Task prompt:
From the data that follows, report how many lines hold the string "drawn", giving only the number.

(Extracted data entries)
__________________________________________________

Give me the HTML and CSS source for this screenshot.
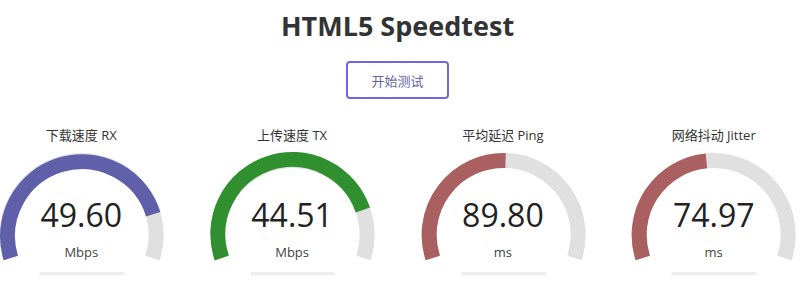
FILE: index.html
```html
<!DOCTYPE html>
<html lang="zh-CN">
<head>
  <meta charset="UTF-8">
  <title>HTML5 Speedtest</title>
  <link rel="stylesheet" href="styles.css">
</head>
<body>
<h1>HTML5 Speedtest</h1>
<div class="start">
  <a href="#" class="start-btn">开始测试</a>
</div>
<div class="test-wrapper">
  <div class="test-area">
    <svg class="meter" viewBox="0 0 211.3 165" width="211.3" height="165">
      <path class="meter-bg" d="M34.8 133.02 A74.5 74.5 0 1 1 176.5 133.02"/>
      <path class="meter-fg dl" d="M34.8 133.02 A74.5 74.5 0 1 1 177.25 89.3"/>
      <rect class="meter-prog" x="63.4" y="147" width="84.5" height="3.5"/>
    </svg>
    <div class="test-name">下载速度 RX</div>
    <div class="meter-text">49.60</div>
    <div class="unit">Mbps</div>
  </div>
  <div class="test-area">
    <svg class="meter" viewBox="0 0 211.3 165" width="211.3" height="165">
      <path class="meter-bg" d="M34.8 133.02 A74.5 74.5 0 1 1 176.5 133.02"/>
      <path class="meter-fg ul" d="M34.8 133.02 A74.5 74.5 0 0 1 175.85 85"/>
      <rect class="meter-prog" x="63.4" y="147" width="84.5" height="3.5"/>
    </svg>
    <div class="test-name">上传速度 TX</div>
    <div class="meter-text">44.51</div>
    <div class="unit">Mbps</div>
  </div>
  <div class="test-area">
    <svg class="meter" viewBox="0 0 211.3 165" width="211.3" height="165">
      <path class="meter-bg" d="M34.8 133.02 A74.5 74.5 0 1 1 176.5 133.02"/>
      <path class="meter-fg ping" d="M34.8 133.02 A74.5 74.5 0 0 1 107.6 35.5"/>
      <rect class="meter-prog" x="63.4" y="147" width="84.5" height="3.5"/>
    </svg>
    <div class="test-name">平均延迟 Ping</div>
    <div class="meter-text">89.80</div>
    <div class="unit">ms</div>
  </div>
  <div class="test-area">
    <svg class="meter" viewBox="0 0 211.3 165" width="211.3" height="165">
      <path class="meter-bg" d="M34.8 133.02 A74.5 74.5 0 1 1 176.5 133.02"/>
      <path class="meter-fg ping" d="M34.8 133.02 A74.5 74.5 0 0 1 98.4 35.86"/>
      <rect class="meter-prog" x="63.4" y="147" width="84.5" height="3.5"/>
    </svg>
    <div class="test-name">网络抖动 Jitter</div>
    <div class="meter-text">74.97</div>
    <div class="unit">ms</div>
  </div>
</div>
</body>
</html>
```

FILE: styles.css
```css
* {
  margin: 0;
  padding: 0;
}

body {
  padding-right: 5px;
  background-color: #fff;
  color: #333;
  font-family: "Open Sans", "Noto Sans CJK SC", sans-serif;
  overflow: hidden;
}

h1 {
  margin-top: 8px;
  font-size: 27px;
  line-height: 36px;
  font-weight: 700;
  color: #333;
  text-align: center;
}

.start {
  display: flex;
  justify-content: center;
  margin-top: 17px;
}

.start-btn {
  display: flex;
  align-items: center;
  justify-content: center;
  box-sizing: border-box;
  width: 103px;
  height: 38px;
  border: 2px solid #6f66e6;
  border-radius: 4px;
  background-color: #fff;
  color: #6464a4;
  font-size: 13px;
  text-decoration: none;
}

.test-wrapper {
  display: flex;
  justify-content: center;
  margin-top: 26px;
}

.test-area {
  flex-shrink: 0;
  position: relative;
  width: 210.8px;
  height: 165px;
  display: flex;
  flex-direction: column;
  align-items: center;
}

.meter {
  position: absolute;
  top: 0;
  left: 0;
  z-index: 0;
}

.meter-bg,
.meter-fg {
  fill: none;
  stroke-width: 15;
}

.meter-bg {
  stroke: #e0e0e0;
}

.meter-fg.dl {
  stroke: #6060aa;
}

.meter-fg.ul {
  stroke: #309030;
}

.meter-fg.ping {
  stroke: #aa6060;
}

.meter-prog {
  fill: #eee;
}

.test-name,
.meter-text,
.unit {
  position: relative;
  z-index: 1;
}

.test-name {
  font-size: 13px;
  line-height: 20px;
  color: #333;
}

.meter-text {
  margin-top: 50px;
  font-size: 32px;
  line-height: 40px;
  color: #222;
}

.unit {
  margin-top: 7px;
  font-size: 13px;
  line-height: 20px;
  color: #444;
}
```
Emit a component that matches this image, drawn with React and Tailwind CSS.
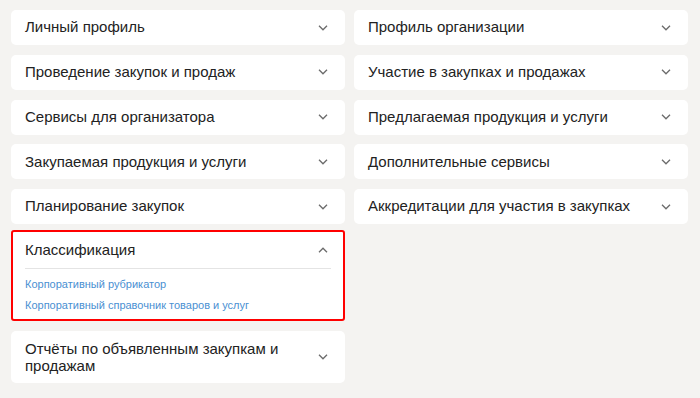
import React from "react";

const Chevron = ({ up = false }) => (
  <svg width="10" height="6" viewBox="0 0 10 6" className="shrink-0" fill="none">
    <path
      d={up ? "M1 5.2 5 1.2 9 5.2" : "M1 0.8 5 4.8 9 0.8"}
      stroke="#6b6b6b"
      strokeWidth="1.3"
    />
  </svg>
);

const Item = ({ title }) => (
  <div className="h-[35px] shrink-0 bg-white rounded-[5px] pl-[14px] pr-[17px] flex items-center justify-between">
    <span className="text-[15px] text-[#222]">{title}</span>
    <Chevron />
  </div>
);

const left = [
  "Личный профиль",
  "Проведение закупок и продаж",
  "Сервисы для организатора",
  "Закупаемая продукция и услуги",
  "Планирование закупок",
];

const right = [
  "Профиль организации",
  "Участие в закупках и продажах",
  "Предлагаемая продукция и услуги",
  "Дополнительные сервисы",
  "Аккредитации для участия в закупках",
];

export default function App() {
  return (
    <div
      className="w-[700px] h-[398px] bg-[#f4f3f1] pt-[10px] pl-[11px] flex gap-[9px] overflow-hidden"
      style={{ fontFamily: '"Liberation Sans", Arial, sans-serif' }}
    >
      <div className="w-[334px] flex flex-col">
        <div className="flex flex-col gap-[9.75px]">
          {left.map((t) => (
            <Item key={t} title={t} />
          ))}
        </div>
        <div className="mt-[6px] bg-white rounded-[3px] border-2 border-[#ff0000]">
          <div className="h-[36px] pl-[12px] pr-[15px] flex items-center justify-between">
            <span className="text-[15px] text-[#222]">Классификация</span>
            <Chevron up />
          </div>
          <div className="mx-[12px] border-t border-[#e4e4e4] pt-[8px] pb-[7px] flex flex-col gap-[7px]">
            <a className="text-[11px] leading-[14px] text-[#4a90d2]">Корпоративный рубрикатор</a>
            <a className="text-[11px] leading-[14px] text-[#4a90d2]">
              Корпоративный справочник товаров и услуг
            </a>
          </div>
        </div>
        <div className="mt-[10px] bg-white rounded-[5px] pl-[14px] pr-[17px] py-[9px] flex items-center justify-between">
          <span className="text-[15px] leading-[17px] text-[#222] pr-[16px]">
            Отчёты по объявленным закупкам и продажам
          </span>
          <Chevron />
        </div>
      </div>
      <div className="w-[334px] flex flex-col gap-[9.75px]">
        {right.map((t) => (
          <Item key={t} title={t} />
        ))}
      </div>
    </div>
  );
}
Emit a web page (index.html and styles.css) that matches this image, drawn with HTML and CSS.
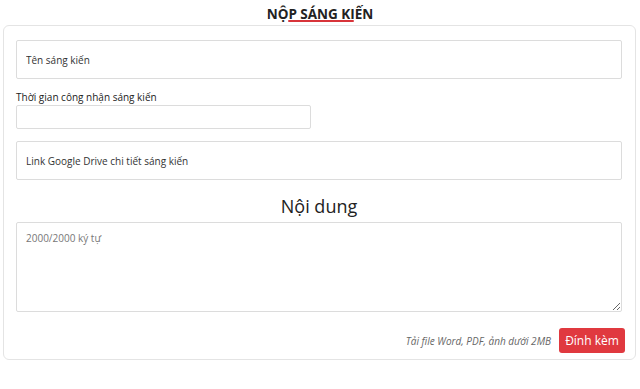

__________________________________________________

Answer to this task:
2